SinPo.id - Kementerian Agama (Kemenag) tengah mematangkan regulasi pembentukan Direktorat Jenderal (Ditjen) Pesantren, dengan cara menyerap aspirasi dari seluruh stakeholders terkait. Karenanya, rancangan Peraturan Presiden (Perpres) tentang Ditjen Pesantren menggunakan pendekatan yang inklusif dan partisipatif.

"Lembaga baru ini tidak dirancang untuk menjadi 'penguasa' pesantren, melainkan sebagai fasilitator yang melayani kebutuhan khas lembaga pendidikan tertua di Indonesia tersebut," kata Nasaruddin dalam keterangannya, Jumat, 28 November 2025.

Menag menekankan pentingnya legitimasi sosial dalam penyusunan kebijakan strategis ini. Ia meminta jajarannya untuk aktif menyerap aspirasi dengan mengundang berbagai pemangku kepentingan, termasuk 68 Organisasi Kemasyarakatan (Ormas) Islam, sebelum regulasi ditetapkan.

"Kita perlu kumpulkan ormas-ormas Islam, kita kumpul dengan stakeholders. Apa yang diinginkan oleh NU, Muhammadiyah, dan lain-lain. Kita seperti keranjang, tampung, tampung, dan tampung aspirasi mereka," ujar Nasaruddin.

Langkah ini diambil untuk menghindari kesan birokratisasi yang kaku atau pendekatan top-down dari pemerintah. Ia ingin memastikan bahwa kehadiran Ditjen Pesantren benar-benar lahir dari kebutuhan umat.

"Kehadiran ormas memberikan jawaban kelembagaan, bahwa ini tidak tiba-tiba terwujud. Jangan sampai orang menganggap Kementerian Agama itu birokrat murni. Kita butuh legitimasi personal, legitimasi sosial, dan legitimasi institusi," ucapnya.

Rancangan Ditjen Pesantren didasarkan pada filosofi khidmah (pelayanan). Struktur kelembagaan yang disusun bertujuan untuk memberikan distingsi (pembeda) yang jelas antara pendidikan umum, pendidikan Islam, dan pendidikan pesantren yang memiliki karakteristik unik.

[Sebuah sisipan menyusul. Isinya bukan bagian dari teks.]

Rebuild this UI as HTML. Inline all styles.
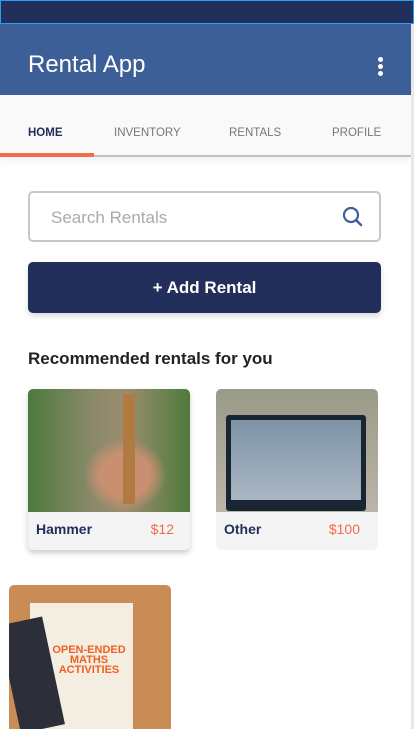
<!DOCTYPE html>
<html><head><style>
*{margin:0;padding:0;box-sizing:border-box}
body{width:414px;height:729px;overflow:hidden;background:#fff;font-family:"Liberation Sans",sans-serif;position:relative}
.abs{position:absolute}
</style></head><body>
<div class="abs" style="left:0;top:0;width:414px;height:24px;background:#222f5a;border:1px solid #2a9df4"></div>
<div class="abs" style="left:0;top:24px;width:411px;height:71px;background:#3d5f97"></div>
<div class="abs" style="left:28px;top:51px;color:#fff;font-size:24px">Rental App</div>
<div class="abs" style="left:378px;top:57px;width:5px;height:5px;border-radius:50%;background:#fff;box-shadow:0 7px 0 #fff,0 14px 0 #fff"></div>
<div class="abs" style="left:0;top:95px;width:411px;height:62px;background:#f9f9f9;box-shadow:0 4px 8px rgba(100,130,200,0.12)"></div>
<div class="abs" style="top:127px;left:28px;font-size:11.5px;font-weight:bold;color:#222f5a">HOME</div>
<div class="abs" style="top:127px;left:114px;font-size:11.5px;color:#777">INVENTORY</div>
<div class="abs" style="top:127px;left:229px;font-size:11.5px;color:#777">RENTALS</div>
<div class="abs" style="top:127px;left:332px;font-size:11.5px;color:#777">PROFILE</div>
<div class="abs" style="left:0;top:155px;width:411px;height:2px;background:#c0c0c0"></div>
<div class="abs" style="left:0;top:153px;width:94px;height:4px;background:#f26b4b"></div>
<div class="abs" style="left:411px;top:24px;width:3px;height:705px;background:#e8e8e8"></div>
<div class="abs" style="left:28px;top:191px;width:353px;height:51px;border:2px solid #c5c8d0;border-radius:5px;background:#fff"></div>
<div class="abs" style="left:51px;top:208px;font-size:17px;color:#aaa">Search Rentals</div>
<svg class="abs" style="left:341px;top:206px" width="22" height="22" viewBox="0 0 22 22"><circle cx="10" cy="9" r="7" fill="none" stroke="#3d5f97" stroke-width="2.2"/><line x1="15" y1="14" x2="20" y2="19" stroke="#3d5f97" stroke-width="2.4" stroke-linecap="round"/></svg>
<div class="abs" style="left:28px;top:262px;width:353px;height:51px;background:#222f5a;border-radius:5px;box-shadow:0 3px 6px rgba(0,0,0,0.15);color:#fff;font-size:17px;font-weight:bold;text-align:center;line-height:51px">+ Add Rental</div>
<div class="abs" style="left:28px;top:349px;font-size:17px;font-weight:bold;color:#222">Recommended rentals for you</div>
<div class="abs" style="left:28px;top:389px;width:162px;height:161px;border-radius:5px;background:#f4f4f4;box-shadow:0 3px 6px rgba(0,0,0,0.2);overflow:hidden">
<div style="height:123px;background:radial-gradient(ellipse at 60% 70%,#c89070 0 18%,transparent 30%),linear-gradient(90deg,#4d7a3e,#8a8a6a 40%,#9b8d70 60%,#4f7a3d)"></div>
<div style="position:absolute;left:95px;top:5px;width:12px;height:110px;background:#b07a40"></div>
<div style="position:absolute;left:8px;top:132px;font-size:14px;font-weight:bold;color:#222f5a">Hammer</div>
<div style="position:absolute;right:16px;top:132px;font-size:14px;color:#f26b4b">$12</div></div>
<div class="abs" style="left:216px;top:389px;width:162px;height:161px;border-radius:5px;background:#f4f4f4;overflow:hidden">
<div style="height:123px;background:linear-gradient(#9a9a88,#b9b5a8)"></div>
<div style="position:absolute;left:10px;top:26px;width:140px;height:96px;background:#1a2533;border-radius:3px"></div>
<div style="position:absolute;left:15px;top:31px;width:130px;height:80px;background:linear-gradient(#7e93a8,#a9b6c2)"></div>
<div style="position:absolute;left:8px;top:132px;font-size:14px;font-weight:bold;color:#222f5a">Other</div>
<div style="position:absolute;right:18px;top:132px;font-size:14px;color:#f26b4b">$100</div></div>
<div class="abs" style="left:9px;top:585px;width:162px;height:144px;border-radius:5px 5px 0 0;background:#c98c55;overflow:hidden">
<div style="position:absolute;left:21px;top:18px;width:103px;height:130px;background:#f3ede2"></div>
<div style="position:absolute;left:0;top:35px;width:45px;height:110px;background:#2c2f3a;transform:rotate(-12deg)"></div>
<div style="position:absolute;left:40px;top:60px;width:80px;font-size:11px;font-weight:bold;color:#f06020;text-align:center;line-height:10px">OPEN-ENDED MATHS ACTIVITIES</div></div>
</body></html>
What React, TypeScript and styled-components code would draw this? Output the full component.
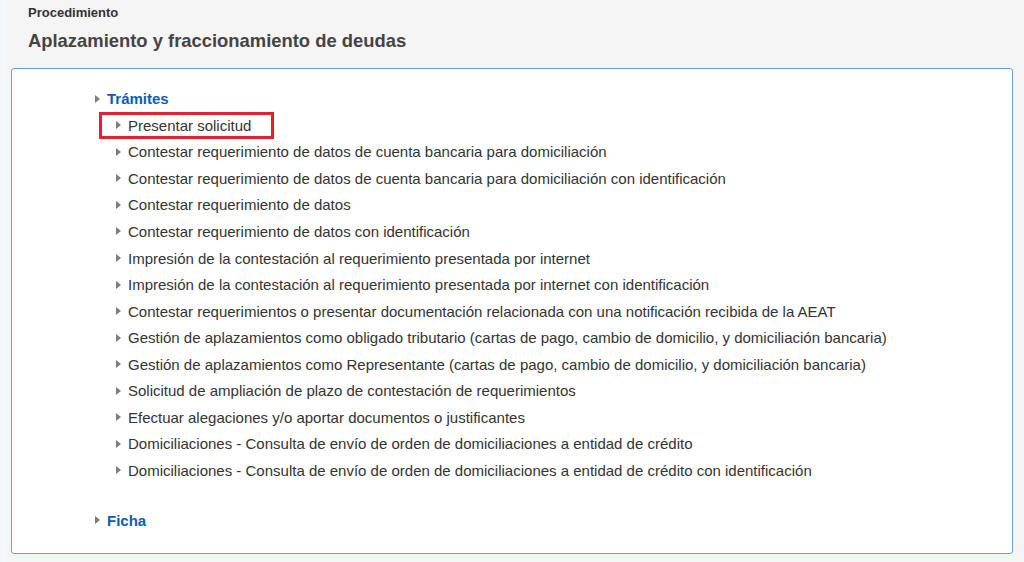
import React from "react";
import styled, { createGlobalStyle } from "styled-components";

const Global = createGlobalStyle`
  html, body { margin: 0; padding: 0; background: #f5f5f5; }
  body { font-family: "Liberation Sans", Arial, sans-serif; color: #333; }
`;

const Page = styled.div`
  min-height: 562px;
  border-left: 6px solid #f4f7fb;
  box-sizing: border-box;
  padding: 0 11px 0 5px;
`;

const Header = styled.header`
  padding: 5px 0 0 17px;
  display: flex;
  flex-direction: column;
`;

const Kicker = styled.div`
  font-size: 13px;
  line-height: 16px;
  font-weight: 700;
  color: #333;
`;

const Title = styled.h1`
  margin: 9px 0 0;
  font-size: 18.4px;
  line-height: 22px;
  font-weight: 700;
  color: #444;
`;

const Panel = styled.section`
  margin-top: 16px;
  height: 486px;
  box-sizing: border-box;
  background: #fff;
  border: 1.5px solid #6a9fdc;
  border-radius: 3px;
  padding: 16px 0 0 83px;
`;

const Tree = styled.ul`
  list-style: none;
  margin: 0;
  padding: 0;
`;

const Arrow = styled.span`
  display: inline-block;
  width: 0;
  height: 0;
  border-top: 4px solid transparent;
  border-bottom: 4px solid transparent;
  border-left: 5px solid #7d7d7d;
  margin-right: 7px;
  flex: none;
`;

const Section = styled.li<{ $gap?: number }>`
  margin-top: ${(p) => p.$gap ?? 0}px;
`;

const SectionLabel = styled.div`
  display: flex;
  align-items: center;
  height: 27px;
  font-size: 15px;
  font-weight: 700;
  color: #0b5cb3;
`;

const Items = styled.ul`
  list-style: none;
  margin: 0;
  padding: 0 0 0 21px;
`;

const Item = styled.li`
  position: relative;
  display: flex;
  align-items: center;
  height: 26.55px;
  font-size: 15px;
  color: #333;
`;

const Mark = styled.span`
  position: absolute;
  left: -17px;
  top: -0.5px;
  width: 175px;
  height: 27px;
  box-sizing: border-box;
  border: 3px solid #e5202b;
  pointer-events: none;
`;

const tramites = [
  "Presentar solicitud",
  "Contestar requerimiento de datos de cuenta bancaria para domiciliación",
  "Contestar requerimiento de datos de cuenta bancaria para domiciliación con identificación",
  "Contestar requerimiento de datos",
  "Contestar requerimiento de datos con identificación",
  "Impresión de la contestación al requerimiento presentada por internet",
  "Impresión de la contestación al requerimiento presentada por internet con identificación",
  "Contestar requerimientos o presentar documentación relacionada con una notificación recibida de la AEAT",
  "Gestión de aplazamientos como obligado tributario (cartas de pago, cambio de domicilio, y domiciliación bancaria)",
  "Gestión de aplazamientos como Representante (cartas de pago, cambio de domicilio, y domiciliación bancaria)",
  "Solicitud de ampliación de plazo de contestación de requerimientos",
  "Efectuar alegaciones y/o aportar documentos o justificantes",
  "Domiciliaciones - Consulta de envío de orden de domiciliaciones a entidad de crédito",
  "Domiciliaciones - Consulta de envío de orden de domiciliaciones a entidad de crédito con identificación",
];

export default function App() {
  return (
    <>
      <Global />
      <Page>
        <Header>
          <Kicker>Procedimiento</Kicker>
          <Title>Aplazamiento y fraccionamiento de deudas</Title>
        </Header>
        <Panel>
          <Tree>
            <Section>
              <SectionLabel>
                <Arrow />
                Trámites
              </SectionLabel>
              <Items>
                {tramites.map((t, i) => (
                  <Item key={i}>
                    {i === 0 && <Mark />}
                    <Arrow />
                    {t}
                  </Item>
                ))}
              </Items>
            </Section>
            <Section $gap={23}>
              <SectionLabel>
                <Arrow />
                Ficha
              </SectionLabel>
            </Section>
          </Tree>
        </Panel>
      </Page>
    </>
  );
}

Nasaruddin menjelaskan bahwa pendidikan pesantren memiliki ontologi yang berbeda dengan sekolah umum. Jika sekolah umum berbasis pada transfer pengetahuan, pesantren menggunakan pendekatan hudhuri (keyakinan/presensi spiritual) yang menyentuh aspek rasa dan batin.

"Pesantren memiliki kedalaman spiritual 'kuning langsat'. Pesantren tidak hanya bicara soal halal-haram atau alim-jahil, tetapi menyentuh aspek wushul (sampai kepada Allah) dan menjauhi ghafil (lalai). Karena itu, Ditjen Pesantren harus menjadi pelayan yang memahami kekhasan ini, bukan sekadar komando," jelasnya.

Sesuai amanat UU No. 18 Tahun 2019, Ditjen Pesantren nantinya akan mengelola tiga fungsi utama yang distingtif, yaitu Pendidikan, Dakwah, dan Pemberdayaan Masyarakat.

Dalam aspek pemberdayaan, Kemenag berkomitmen memposisikan pesantren sebagai subjek, bukan objek bantuan. Pemberdayaan akan berbasis pada potensi lokal unik (Local Magic) dan kemandirian ekonomi pesantren agar tidak bergantung sepenuhnya pada pihak luar.

"Negara hadir sebagai fasilitator. Jangan memposisikan diri sebagai donor yang mematikan inisiatif. Pemberdayaan harus berbasis pada kemandirian pesantren itu sendiri," tegasnya.

Kemenag menargetkan draf rancangan struktur dan regulasi ini dapat diselesaikan dan diserahkan sebelum Januari 2026. Dengan melibatkan Majelis Masyayikh dan Dewan Masyayikh, pemerintah berharap Ditjen Pesantren dapat menjadi payung hukum yang memperkuat peran pesantren tanpa mencabut akar kemandiriannya.